Under the new law, employees may use their earned sick and safe time for reasons such as:

• the employee’s mental or physical illness, treatment, or preventive care;
• a family member’s mental or physical illness, treatment, or preventive care;
• absence due to domestic abuse, sexual assault or stalking of the employee or a family member;
• closure of the employee’s workplace due to weather or public emergency or closure of a family member’s school or care facility due to weather or public emergency; and
• when determined by a health authority or health care professional that the employee or a family member is at risk of infecting others with a communicable disease.

Under the law, employers are also required to provide specific notice to their employees regarding earned sick and safe leave to employees and include certain information in their employee personnel manual or handbooks if they have one. The Minnesota Department of Labor recently released a sample notice, and it is available on its website.[5] In addition to notice, employers must also inform employees about accrued sick and safe time via earned income statements totaling earned hours accrued for use and used during the pay period.

Pay History Ban. Under this law, employers can no longer ask job applicants about their pay history. Job applicants also include all current employees seeking an internal promotion or transfer, full and part time employees, and contractors. The intent of the law is to require employers to base employee salaries on market conditions and job requirements without being influenced by the job applicant’s current or previous pay.

Effective January 1, 2026:

Paid Family and Medical Leave, §§ 268B.01-.29. Under this law, all Minnesota employers (including churches and other nonprofits), regardless of size, will be required to provide to employees paid family and medical leave for up to 12 weeks with partial wage replacement related to the following (with a total combined cap of 20 weeks per year):

• a serious health condition;
• pregnancy, bonding, safety, or family care;
• a military member's active-duty service or impending call to active duty in the United States armed forces.

This program will be funded by a 0.7% payroll tax paid by employers and employees. However, employers offering private benefits that meet or exceed the law’s requirements can apply for approval with a related registration fee to opt out of the state plan requirement.[6]

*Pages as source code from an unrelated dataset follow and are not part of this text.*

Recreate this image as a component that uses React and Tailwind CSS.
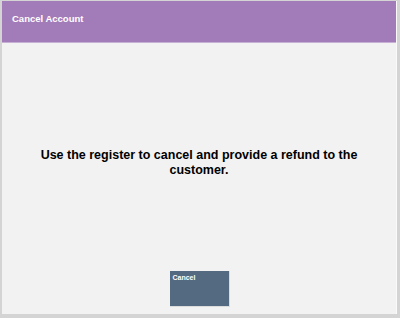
export default function App() {
  return (
    <div className="w-[400px] h-[318px] bg-[#d4d4d4] flex flex-col" style={{ fontFamily: '"Liberation Sans", Arial, sans-serif' }}>
      <div className="flex-1 flex flex-col ml-[2px] mr-[3px] mt-[1px] mb-[4px] bg-[#f2f2f2] border-r border-[#fafafa]">
        {/* Header */}
        <div className="h-[42px] bg-[#a27bb9] border-b border-[#c6b0d3] px-[10px] pt-[13px]">
          <p className="text-white font-bold text-[9.5px] leading-[10px]">Cancel Account</p>
        </div>

        {/* Message */}
        <div className="flex-1 flex items-center justify-center px-8 pt-[12px]">
          <p className="text-black font-bold text-[12.5px] leading-[15px] text-center">
            Use the register to cancel and provide a refund to the customer.
          </p>
        </div>

        {/* Button */}
        <div className="flex justify-center pb-[7px]">
          <button className="w-[60px] h-[36px] ml-[1px] bg-[#546a80] border-r border-b border-[#dcdcdc] text-white font-bold text-[7px] text-left px-[3px] pt-[2px] flex items-start">
            Cancel
          </button>
        </div>
      </div>
    </div>
  )
}
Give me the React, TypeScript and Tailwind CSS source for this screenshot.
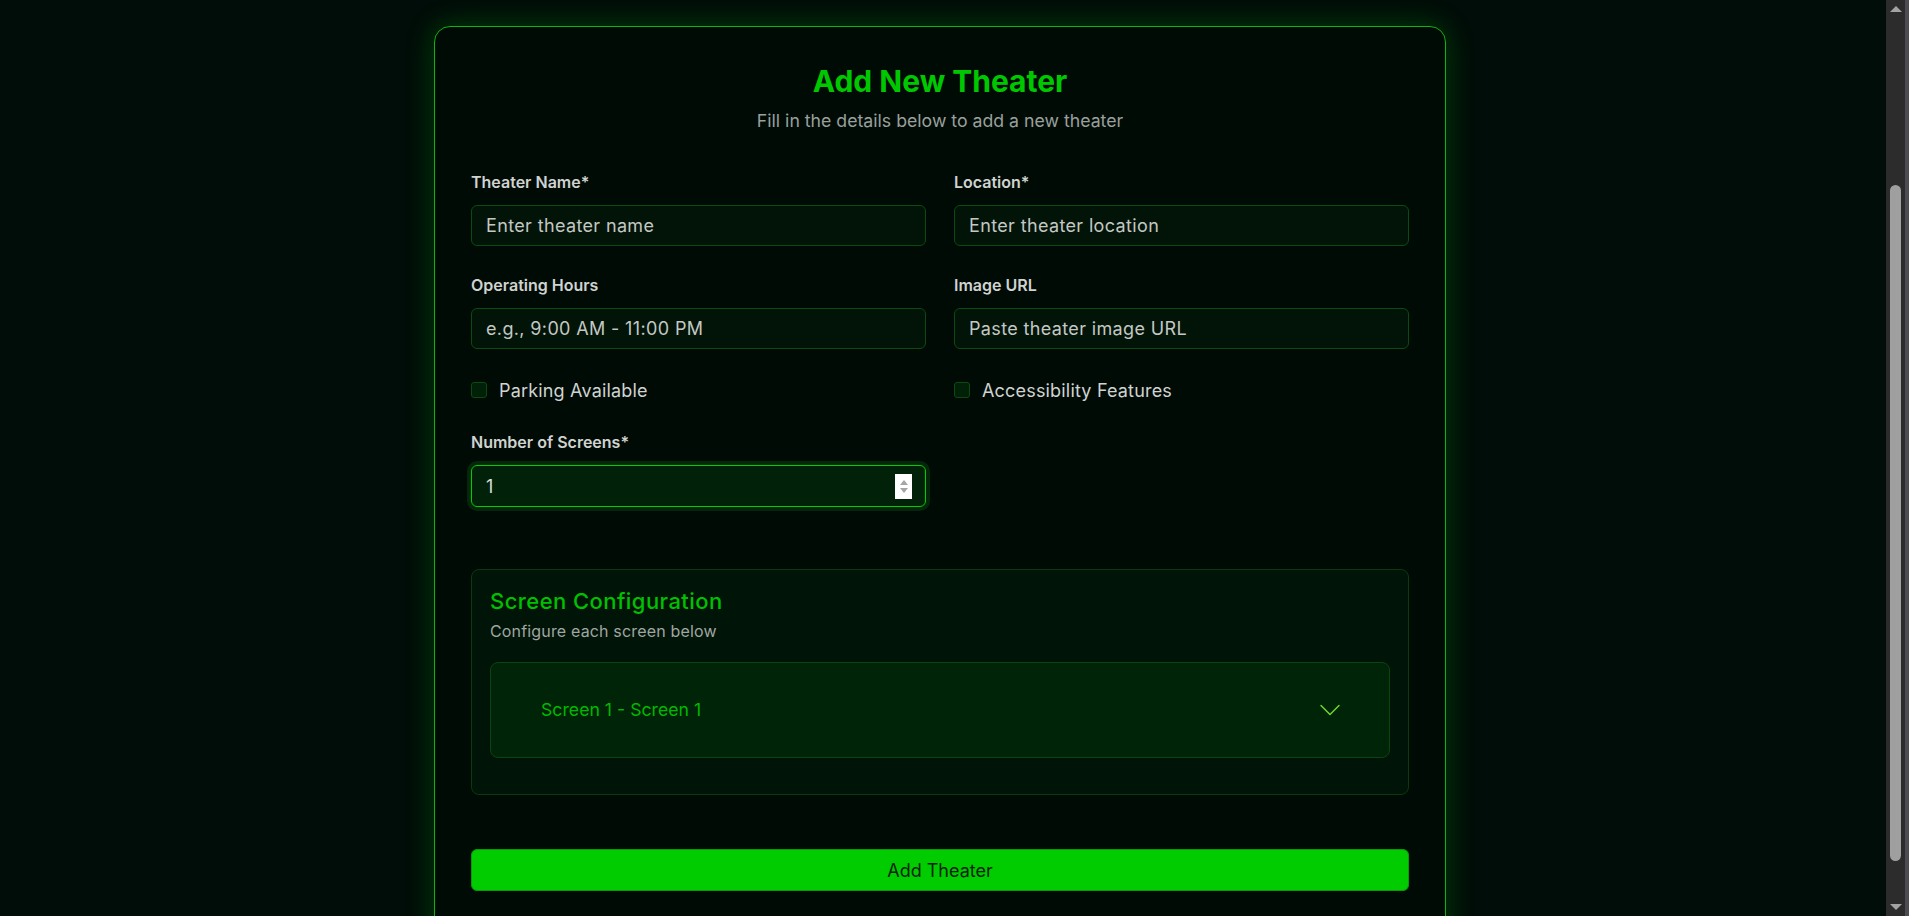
import React from "react";
import { ChevronDown } from "lucide-react";

const font = { fontFamily: "Inter, 'Noto Sans', sans-serif" };

const Field = ({ label, placeholder }: { label: string; placeholder: string }) => {
  return (
    <div className="flex flex-col">
      <label className="text-[16px] leading-[22px] font-semibold text-[#d0d3d0] mb-3">{label}</label>
      <input
        placeholder={placeholder}
        className="h-[41px] w-full rounded-md border border-[#0b4a12] bg-[#011407] px-[14px] text-[18px] tracking-[0.02em] text-[#d0d3d0] placeholder:text-[#c4c8c4] outline-none"
      />
    </div>
  );
};

const Check = ({ label }: { label: string }) => {
  return (
    <label className="flex h-[26px] items-center gap-3 text-[18px] tracking-[0.01em] text-[#d0d3d0]">
      <span className="h-4 w-4 rounded-[3px] border border-[#0b4a12] bg-[#012008]" />
      {label}
    </label>
  );
};

const App = () => {
  return (
    <div className="flex h-screen w-full overflow-hidden bg-[#000d08]" style={font}>
      <div className="flex flex-1 justify-center pr-[6px] pt-[26px]">
        <div className="h-[960px] w-[1012px] shrink-0 rounded-2xl border border-[#12b012] bg-[#000b06] p-9 shadow-[0_0_28px_rgba(0,200,0,0.28)]">
          <div className="mb-[38px] text-center">
            <h1 className="text-[30px] leading-9 font-bold text-[#00c800]">Add New Theater</h1>
            <p className="mt-[10px] text-[17.7px] leading-6 text-[#9aa09c]">Fill in the details below to add a new theater</p>
          </div>

          <div className="grid grid-cols-2 gap-x-7 gap-y-7">
            <Field label="Theater Name*" placeholder="Enter theater name" />
            <Field label="Location*" placeholder="Enter theater location" />
            <Field label="Operating Hours" placeholder="e.g., 9:00 AM - 11:00 PM" />
            <Field label="Image URL" placeholder="Paste theater image URL" />
            <Check label="Parking Available" />
            <Check label="Accessibility Features" />
            <div className="flex flex-col">
              <label className="text-[16px] leading-[22px] font-semibold text-[#d0d3d0] mb-3">Number of Screens*</label>
              <div className="flex h-[42px] items-center justify-between rounded-md border border-[#00cc00] bg-[#012208] pl-[14px] pr-[13px] text-[18px] text-[#d8dcd8] ring-4 ring-[#04260a]">
                <span>1</span>
                <span className="flex h-[25px] w-[17px] flex-col items-center justify-center gap-[3px] bg-white">
                  <span className="h-0 w-0 border-x-[4px] border-b-[5px] border-x-transparent border-b-[#a6a6a6]" />
                  <span className="h-0 w-0 border-x-[4px] border-t-[5px] border-x-transparent border-t-[#a6a6a6]" />
                </span>
              </div>
            </div>
          </div>

          <div className="mt-[62px] rounded-lg border border-[#0a3a10] bg-[#001407] px-[18px] pt-[17px] pb-[36px]">
            <h2 className="text-[22px] leading-7 font-medium tracking-[0.02em] text-[#00c000]">Screen Configuration</h2>
            <p className="mt-[6px] text-[16px] leading-5 tracking-[0.01em] text-[#a0a6a2]">Configure each screen below</p>
            <div className="mt-[21px] flex h-[96px] items-center justify-between rounded-lg border border-[#0b4412] bg-[#002408] pl-[50px] pr-[41px]">
              <span className="text-[17.7px] text-[#00b800]">Screen 1 - Screen 1</span>
              <ChevronDown size={36} strokeWidth={1} className="text-[#6fd62a]" />
            </div>
          </div>

          <button className="mt-[54px] h-[42px] w-full rounded-md border border-[#0a9a0a] bg-[#00cc00] text-[18px] text-[#0a1f0a]">
            Add Theater
          </button>
        </div>
      </div>

      <div className="flex h-full w-[23px] shrink-0">
        <div className="flex h-full w-[19px] flex-col items-center bg-[#2c2c2c]">
          <span className="mt-[6px] h-0 w-0 border-x-[6px] border-b-[6px] border-x-transparent border-b-[#a3a3a3]" />
          <div className="mt-[173px] h-[676px] w-[11px] rounded-full bg-[#9f9f9f]" />
          <span className="mt-auto mb-[6px] h-0 w-0 border-x-[6px] border-t-[6px] border-x-transparent border-t-[#a3a3a3]" />
        </div>
        <div className="h-full flex-1 bg-[#4c4c52]" />
      </div>
    </div>
  );
};

export default App;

Practically speaking, nonprofit employers must be diligent in revising policies, altering operations, and planning financially to comply with these new employment laws. Proactive efforts including board leadership, careful attentiveness through HR resources, and collaboration with legal counsel should likely mitigate risk of legal noncompliance, potential discrimination claims, or other potential employer liability. To what extent is Minnesota a trend-setter for other states? Stay tuned for more employment law updates in 2024!

[1] Chicago has similarly passed a very employee-friendly new paid leave ordinance, which our law firm will address in a separate blog.
[2] Under the new law, a covenant not to compete is valid and enforceable if (1) it is agreed upon during the sale of a business, and (2) it is agreed upon in anticipation of the dissolution of a business.
[3] Learn more about the Pregnant Workers Fairness Act in our law firm’s blog article, Undue Hardship Legal Developments.
[4] For more information about the church autonomy legal doctrine, see our law firm’s blog article explaining its application in a variety of contexts.
[5] See the Minnesota Department of Labor sample notice available online here.